NJBIA President & CEO Michele Siekerka pointed out that the Office of Legislative Services’ fiscal analysis determined the program, which cost $88.7 million in 2016, would have cost $236 million if the proposed changes had been in effect then —a $147.3 million increase.
“Increasing the cost of the program without adjustments to the payroll tax that pays for it all means the fund will soon be depleted as more employees qualify to take a longer leave and receive increased benefit checks,” said Siekerka. “If this legislation becomes law, there’s no doubt the Legislature will look to increasing payroll taxes to keep the fund from going broke.”
Siekerka said doubling the length of time that an employee can be away from work from six weeks to 12 weeks would be extremely disruptive to a small business’ operations. Moreover, the legislation also lowers the exemption threshold from 50 to 20 employees, meaning more small businesses will be negatively impacted.
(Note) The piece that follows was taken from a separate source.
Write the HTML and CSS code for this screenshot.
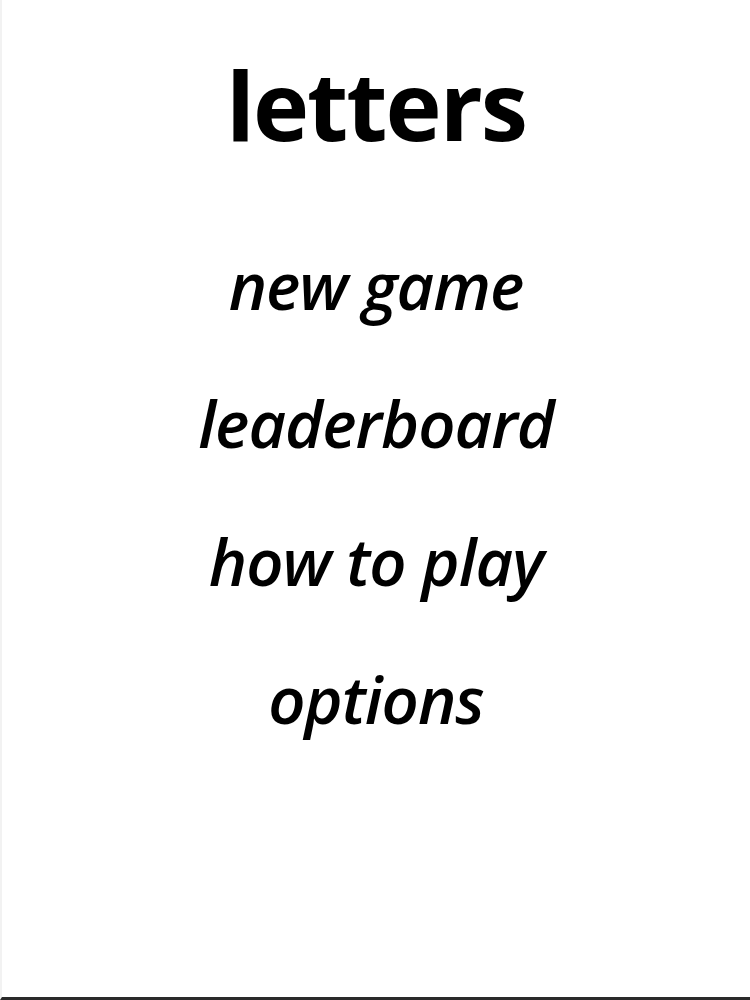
FILE: index.html
```html
<!DOCTYPE html>
<html>
<head>
<meta charset="utf-8">
<link rel="stylesheet" href="styles.css">
</head>
<body>
<div class="screen">
  <h1 class="title">letters</h1>
  <nav class="menu">
    <div class="item">new game</div>
    <div class="item">leaderboard</div>
    <div class="item">how to play</div>
    <div class="item">options</div>
  </nav>
</div>
</body>
</html>
```
FILE: styles.css
```css
html, body {
  margin: 0;
  padding: 0;
  background: #ffffff;
}
.screen {
  width: 748px;
  height: 997px;
  border-bottom: 3px solid #2a2a2a;
  border-left: 2px solid #f2f2f2;
  font-family: "Open Sans", "Noto Sans", sans-serif;
  color: #000;
  display: flex;
  flex-direction: column;
  align-items: center;
}
.title {
  margin: 44px 0 0 0;
  font-size: 95px;
  font-weight: 700;
  line-height: 120px;
  letter-spacing: -2px;
}
.menu {
  margin-top: 52px;
  display: flex;
  flex-direction: column;
  align-items: center;
}
.item {
  font-size: 65px;
  font-style: italic;
  font-weight: 600;
  line-height: 138px;
  letter-spacing: -1px;
}
```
“This legislation will make it more difficult and more expensive to run a business in New Jersey,” Siekerka said. “New Jersey needs policies that encourage new businesses and the expansion of existing businesses. Unfortunately, this is one more example of a policy that will drive businesses away from here.”
Siekerka noted New Jersey is one of only three states that now have a paid family leave benefit. The others are Rhode Island and California, in addition to the District of Columbia. New Jersey is also one of only six states to even provide temporary disability benefits.
“This legislation will make New Jersey less affordable for the business community and less competitive with our No. 1 outmigration state of Pennsylvania,” Siekerka said.
The current New Jersey Paid Family Leave program is available to employees who need to care for a newborn or newly adopted child, or a severely ill spouse, domestic partner, or parent. The legislation, however, would expand the categories of family members to also include siblings, parents-in-law, grandparents, and grandchildren.
The benefit rate would increase from 66 percent of an employee’s weekly wage to 90 percent of his or her average weekly wage, subject to a $932 weekly cap. The length of paid family leave would double from six weeks to 12 weeks.
“Small businesses will have to pay overtime to other workers or hire replacement employees for longer periods of time if this legislation becomes law,” Siekerka said. “This will make New Jersey unattractive for new businesses and impose further hardship on those already here.”
Update 3:55 p.m.: The Senate voted 22-15 to give final legislative approval to the bill, A- 4927, which is now on the governor’s desk.